Klymaxx, ‘Meeting in the Ladies Room’
Funk was about two years away from being commercially and critically devoured by hip-hop. Still, the mid-80s produced no shortage of essential funk singles from Cameo, Zapp, Midnight Star and this all-female sextet from Los Angeles.
Mötley Crüe, ‘Smokin’ in the Boys Room’
These glam-metal miscreants shamelessly covered this 1973 Brownsville Station tune at the suggestion of the vocalist Vince Neil — he used to cover it with his pre-Crüe band, Rock Candy.
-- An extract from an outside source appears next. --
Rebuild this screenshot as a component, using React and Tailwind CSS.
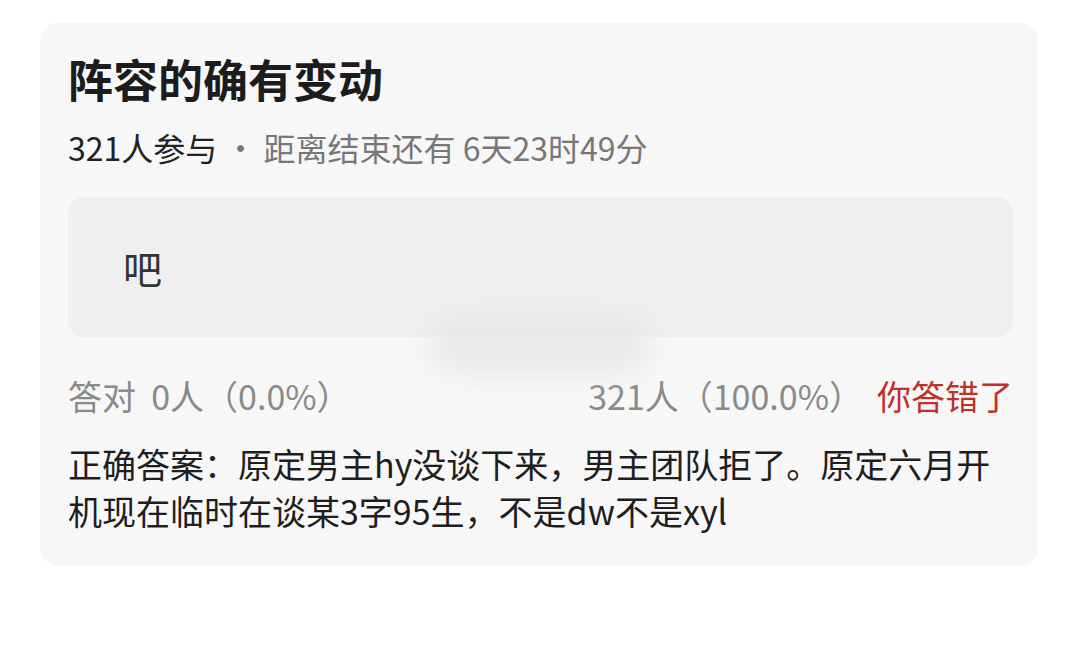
const font = { fontFamily: '"Noto Sans CJK SC", "Noto Sans", sans-serif' };

const PollResult = () => {
    return (
        <div className="w-[1080px] h-[671px] bg-white overflow-hidden" style={font}>
            <div className="pt-[23px] pl-[40px]">
                <div className="relative w-[998px] h-[542px] bg-[#f7f7f7] rounded-[18px] pl-[28px] pr-[25px] pt-[56px]">
                    <h2 className="text-[45px] leading-[56px] font-bold text-[#1c1c1c] -mt-[28px]">阵容的确有变动</h2>
                    <p className="mt-[20px] text-[32px] leading-[40px] text-[#777]">
                        <span className="text-[#222]">321人参与</span> · 距离结束还有 6天23时49分
                    </p>

                    {/* option box */}
                    <div className="mt-[30px] h-[140px] bg-[#efefef] rounded-[16px] flex items-center pl-[55px]">
                        <span className="text-[39px] text-[#333]">吧</span>
                    </div>

                    {/* smudge over the option box */}
                    <div className="absolute left-[390px] top-[295px] w-[220px] h-[55px] rounded-full bg-[#e4e4e4] blur-[14px] opacity-70" />

                    <div className="mt-[37px] flex items-center justify-between text-[34px] leading-[44px] text-[#8a8a8a]">
                        <span>答对&nbsp;&nbsp;0人（0.0%）</span>
                        <span>
                            321人（100.0%）<span className="text-[#c0302a] ml-[14px]">你答错了</span>
                        </span>
                    </div>

                    <p className="mt-[22px] text-[34px] leading-[47px] text-[#1e1e1e]">
                        正确答案：原定男主hy没谈下来，男主团队拒了。原定六月开机现在临时在谈某3字95生，不是dw不是xyl
                    </p>
                </div>
            </div>
        </div>
    );
};

export default function App() {
    return <PollResult />;
}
It gave Mötley Crüe its first Top 20 hit. “But every night, though I loved singing it live, Nikki [Sixx, the band’s bassist] would complain that the song was stupid, and he didn’t want to play it,” Neil recalled in the band’s biography, “The Dirt.”
Y&T, ‘Summertime Girls’
On their seventh album, the California glam-metal lifers Y&T finally scored a hit with the gleaming, keyboard-soaked “Summertime Girls,” somewhat of a pop detour from the whiskey-soaked hard rock of songs like “Mean Streak” and “Don’t Stop Runnin.’”
Queen, ‘Radio Ga Ga’ (Live at Live Aid)
One of the greatest live performances of all time was broadcast around the globe in the summer of 1985. Queen’s six-song set at Live Aid on July 13 was so monumental that it became the climax of last year’s Oscar-winning biopic, “Bohemian Rhapsody.” For the band’s second song, “Radio Gaga,” the audience at the Wembley Stadium in London, an estimated 72,000 people, clapped along.
An earlier version of this article misstated the Oscar status of an Aimee Mann song. "Save Me" was nominated for an Oscar in 1999, but did not win.